German minister calls for independent EU Swift payments network
Germany’s foreign minister Heiko Maas is calling for the creation of a new payments system independent of the US to keep the Iran nuclear deal afloat.
“It’s essential that we strengthen European autonomy by establishing payment channels that are independent of the US, creating a European Monetary Fund and building up an independent Swift system,” he writes in German publication Handelsblatt.
Politics and payments meet in this issue as US president Donald Trump withdrew from this deal in May following up from its action regarding North Korea.
Back in February 2016, Iranian banks were being reconnected to Swift’s international payments system after a four-year hiatus. This was before Trump became president.
Maas says the US couldn’t act “over our heads and at our expense” – “us” meaning Europe.

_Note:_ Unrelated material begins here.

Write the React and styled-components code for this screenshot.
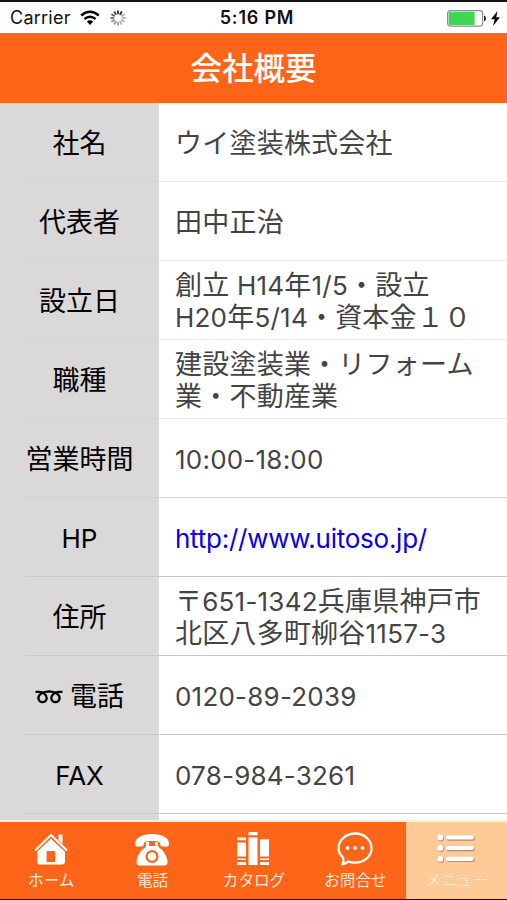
import styled, { createGlobalStyle } from 'styled-components';

const GlobalStyle = createGlobalStyle`
  * {
    box-sizing: border-box;
  }
  body {
    margin: 0;
    font-family: Inter, 'Noto Sans CJK JP', sans-serif;
    background: #fff;
  }
`;

const Screen = styled.div`
  width: 507px;
  height: 900px;
  display: flex;
  flex-direction: column;
  overflow: hidden;
  border-top: 2px solid #111;
  border-bottom: 1px solid #111;
  background: #fff;
`;

const StatusBar = styled.div`
  height: 31px;
  flex: none;
  display: grid;
  grid-template-columns: 1fr auto 1fr;
  align-items: center;
  padding: 1px 7px 0 10px;
  color: #111;
`;

const StatusGroup = styled.div`
  display: flex;
  align-items: center;
  justify-content: ${props => (props.$end ? 'flex-end' : 'flex-start')};
  gap: ${props => (props.$end ? '5px' : '9px')};
`;

const Carrier = styled.span`
  font-size: 18px;
  line-height: 30px;
  letter-spacing: 0.25px;
`;

const Clock = styled.span`
  font-size: 18px;
  font-weight: 600;
  line-height: 30px;
  letter-spacing: 0.8px;
  padding-left: 4px;
`;

const Header = styled.header`
  height: 70px;
  flex: none;
  background: #fe6519;
  text-align: center;
`;

const Title = styled.h1`
  margin: 0;
  color: #fff;
  font-size: 31.5px;
  font-weight: 500;
  line-height: 72px;
`;

const List = styled.dl`
  height: 719px;
  flex: none;
  margin: 0;
  overflow: hidden;
  border-bottom: 2px solid #f4efec;
`;

const Row = styled.div`
  display: grid;
  grid-template-columns: 159px 1fr;
  height: 79px;
  background: linear-gradient(
      ${props => props.$line || '#ebebeb'},
      ${props => props.$line || '#ebebeb'}
    )
    25px 100% / 100% 1px no-repeat;
`;

const Label = styled.dt`
  display: flex;
  align-items: center;
  justify-content: center;
  gap: 7px;
  padding-top: 2px;
  color: #000;
  font-size: 27px;
  line-height: 32px;
  background: linear-gradient(
        ${props => props.$line || '#d5d3d4'},
        ${props => props.$line || '#d5d3d4'}
      )
      25px 100% / 100% 1px no-repeat,
    #dad8d9;
`;

const Value = styled.dd`
  margin: 0;
  padding: 2px 0 0 16px;
  display: flex;
  flex-direction: column;
  justify-content: center;
  color: ${props => (props.$link ? '#0a00e6' : '#444')};
  font-size: 27px;
  line-height: 32px;
  letter-spacing: ${props => (props.$link ? '-0.25px' : '0.22px')};
  white-space: nowrap;
`;

const Line = styled.span`
  display: block;
  height: 32px;
`;

const Latin = styled.span`
  font-size: 26px;
`;

const TabBar = styled.nav`
  height: 77px;
  flex: none;
  display: grid;
  grid-template-columns: repeat(5, 1fr);
  background: #fe6519;
`;

const Tab = styled.div`
  display: flex;
  flex-direction: column;
  align-items: center;
  padding-top: 8px;
  background: ${props => (props.$active ? '#fecb98' : 'transparent')};
  svg {
    height: 38px;
    flex: none;
  }
`;

const TabName = styled.span`
  padding: 1px 0 0 1px;
  color: ${props => (props.$active ? '#fff3e4' : '#ffe9da')};
  font-size: 15.6px;
  font-weight: ${props => (props.$active ? 300 : 400)};
  line-height: 24px;
  white-space: nowrap;
`;

const WifiIcon = () => (
  <svg width='20' height='16' viewBox='0 0 20 16' fill='none' stroke='#000'>
    <path d='M1.2 5.5 Q10-2 18.8 5.5' strokeWidth='2.5' />
    <path d='M4.4 9 Q10 4.4 15.6 9' strokeWidth='2.3' />
    <path d='M6.8 11.5 Q10 9 13.2 11.5 L10 15Z' fill='#000' stroke='none' />
  </svg>
);

const Spinner = () => (
  <svg width='18' height='18' viewBox='-9 -9 18 18'>
    {[0.9, 0.95, 0.35, 0.35, 0.35, 0.35, 0.4, 0.45, 0.5, 0.6, 0.7, 0.8].map(
      (opacity, i) => (
        <path
          key={i}
          d='M0-3.8V-7.6'
          stroke='#222'
          strokeWidth='1.9'
          opacity={opacity}
          transform={`rotate(${i * 30})`}
        />
      ),
    )}
  </svg>
);

const Battery = () => (
  <svg width='39' height='17' viewBox='0 0 39 17'>
    <rect x='.6' y='.7' width='35' height='15.4' rx='2.5' fill='#fff' stroke='#8d8d8d' strokeWidth='1.2' />
    <rect x='1.6' y='1.7' width='26' height='13.4' rx='1' fill='#40d653' />
    <path d='M37 5.5Q39 6 39 8.4T37 11.3Z' fill='#222' />
  </svg>
);

const Bolt = () => (
  <svg width='9' height='15' viewBox='0 0 9 15'>
    <path d='M6.6 0 0 8.3H3.7L2 15 9 6.3H5.2Z' fill='#000' />
  </svg>
);

const FreeDial = () => (
  <svg width='28' height='15' viewBox='0 0 28 15' fill='none' stroke='#000' strokeWidth='2.3'>
    <path d='M.5 2.8H4C7.8 2.8 11.7 5.5 11.7 9A4.1 4.1 0 0 1 3.4 9C3.4 5.4 8 2.5 14 2.3C20 2.5 24.6 5.4 24.6 9A4.1 4.1 0 0 1 16.3 9C16.3 5.5 20.2 2.8 24 2.8H27.5' />
  </svg>
);

const HomeIcon = () => (
  <svg width='36' height='38' viewBox='0 0 36 38'>
    <path d='M25.5 4.5H29.5V14L25.5 10Z' fill='#fff' />
    <path d='M2 20.5 18 5 34 20.5' fill='none' stroke='#fff' strokeWidth='2.2' />
    <path
      fillRule='evenodd'
      d='M4 21.8 18 8.8 32 21.8V31Q32 34.5 29 34.5H7Q4 34.5 4 31ZM14.5 21Q13.5 21 13.5 22V32H22V22Q22 21 21 21Z'
      fill='#fff'
    />
  </svg>
);

const PhoneIcon = () => (
  <svg width='36' height='38' viewBox='0 0 36 38'>
    <path
      d='M1.2 15C-.3 7.5 9 4 18 4S36.3 7.5 34.8 15Q34.6 16.5 33 16.5H28Q26.5 16.5 26.3 14.5C26 11.5 24 11 18 11S10 11.5 9.7 14.5Q9.5 16.5 8 16.5H3Q1.4 16.5 1.2 15Z'
      fill='#fff'
    />
    <path
      d='M12 12H15V16H21V12H24V16Q25 17.8 27 19C30.5 21.5 33.5 28 33.5 32Q33.5 35.5 30.5 35.5H5.5Q2.5 35.5 2.5 32C2.5 28 5.5 21.5 9 19Q11 17.8 12 16Z'
      fill='#fff'
    />
    <circle cx='18' cy='26.5' r='5.4' fill='#fff' stroke='#fe6519' strokeWidth='2.2' />
  </svg>
);

const BooksIcon = () => (
  <svg width='32' height='38' viewBox='0 0 32 38' fill='#fff'>
    <path d='M0 7.5H9V10.3H0ZM0 12.5H9V26.5H0ZM0 28.5H9V30H0ZM0 32H9V35H0ZM11.5 2H20.5V5.2H11.5ZM11.5 7.5H20.5V35H11.5ZM23 9.2H32V26.5H23ZM23 28.5H32V30H23ZM23 32H32V35H23Z' />
  </svg>
);

const ChatIcon = () => (
  <svg width='36' height='38' viewBox='0 0 36 38' fill='none' stroke='#fff'>
    <path
      d='M6.2 27.8C3.2 25 1.5 21.8 1.5 18.2C1.5 10 8.7 3.5 18 3.5S34.5 10 34.5 18.2S27.3 32.6 18 32.6Q14.5 32.6 11.5 31.5Q9 33.6 5.5 34Q7 30.8 6.2 27.8Z'
      strokeWidth='2.3'
    />
    <g fill='#fff' stroke='none'>
      <circle cx='10.5' cy='18' r='1.9' />
      <circle cx='18' cy='18' r='1.9' />
      <circle cx='25.5' cy='18' r='1.9' />
    </g>
  </svg>
);

const MenuIcon = () => (
  <svg width='38' height='38' viewBox='0 0 38 38'>
    {[7.5, 18, 28.8].map(y => (
      <g key={y}>
        <circle cx='4' cy={y + 1} r='3' fill='#b48d6a' />
        <rect x='9.8' y={y - 1} width='28' height='4.2' rx='1.8' fill='#b48d6a' />
        <circle cx='3.3' cy={y} r='2.9' fill='#fff' />
        <rect x='9' y={y - 2.1} width='27.8' height='4.2' rx='1.8' fill='#fff' />
      </g>
    ))}
  </svg>
);

const rows = [
  { label: '社名', lines: ['ウイ塗装株式会社'] },
  { label: '代表者', lines: ['田中正治'] },
  { label: '設立日', lines: ['創立 H14年1/5・設立', 'H20年5/14・資本金１０'] },
  { label: '職種', lines: ['建設塗装業・リフォーム', '業・不動産業'] },
  { label: '営業時間', lines: ['10:00-18:00'], line: '#d2d2d2' },
  { label: 'HP', lines: ['http://www.uitoso.jp/'], link: true, line: '#c9c9c9' },
  { label: '住所', lines: ['〒651-1342兵庫県神戸市', '北区八多町柳谷1157-3'], line: '#c9c9c9' },
  { label: '電話', lines: ['0120-89-2039'], icon: <FreeDial />, line: '#c9c9c9' },
  { label: 'FAX', lines: ['078-984-3261'], line: '#c9c9c9' },
  { label: '', lines: [] },
];

const tabs = [
  { name: 'ホーム', icon: <HomeIcon /> },
  { name: '電話', icon: <PhoneIcon /> },
  { name: 'カタログ', icon: <BooksIcon /> },
  { name: 'お問合せ', icon: <ChatIcon /> },
  { name: 'メニュー', icon: <MenuIcon />, active: true },
];

// latin runs are set slightly smaller than the kanji beside them
const MixedText = ({ text }) =>
  text
    .split(/([\x20-\x7e]+)/)
    .filter(Boolean)
    .map((part, i) =>
      /^[\x20-\x7e]/.test(part) ? <Latin key={i}>{part}</Latin> : part,
    );

const App = () => (
  <>
    <GlobalStyle />
    <Screen>
      <StatusBar>
        <StatusGroup>
          <Carrier>Carrier</Carrier>
          <WifiIcon />
          <Spinner />
        </StatusGroup>
        <Clock>5:16 PM</Clock>
        <StatusGroup $end>
          <Battery />
          <Bolt />
        </StatusGroup>
      </StatusBar>
      <Header>
        <Title>会社概要</Title>
      </Header>
      <List>
        {rows.map(row => (
          <Row key={row.label} $line={row.line}>
            <Label $line={row.line}>
              {row.icon}
              <span>
                <MixedText text={row.label} />
              </span>
            </Label>
            <Value $link={row.link}>
              {row.lines.map(line => (
                <Line key={line}>
                  <MixedText text={line} />
                </Line>
              ))}
            </Value>
          </Row>
        ))}
      </List>
      <TabBar>
        {tabs.map(tab => (
          <Tab key={tab.name} $active={tab.active}>
            {tab.icon}
            <TabName $active={tab.active}>{tab.name}</TabName>
          </Tab>
        ))}
      </TabBar>
    </Screen>
  </>
);

export default App;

As the EU attempts to honour the Iran deal, Trump has threatened sanctions to businesses dealing with Tehran. Despite the EU having sworn protection over these, companies still see the US as more lucrative than Iran.
Swift, the global payment system for cross-border transactions, will be forced to isolate Iranian banks from the network by November, or face the consequences by its board members and the financial institutions that employ them – such as asset freezes and US travel bans, as wells as banks’ restrictions to do business in the US.
Maas adds that Europeans must “form a counterweight when the US crosses red lines”.
But Swift would be at a crossroads. The aforementioned threats from the US government would be a deterrent to act, but an independent network would remove all power that the US may have over the global Swift network.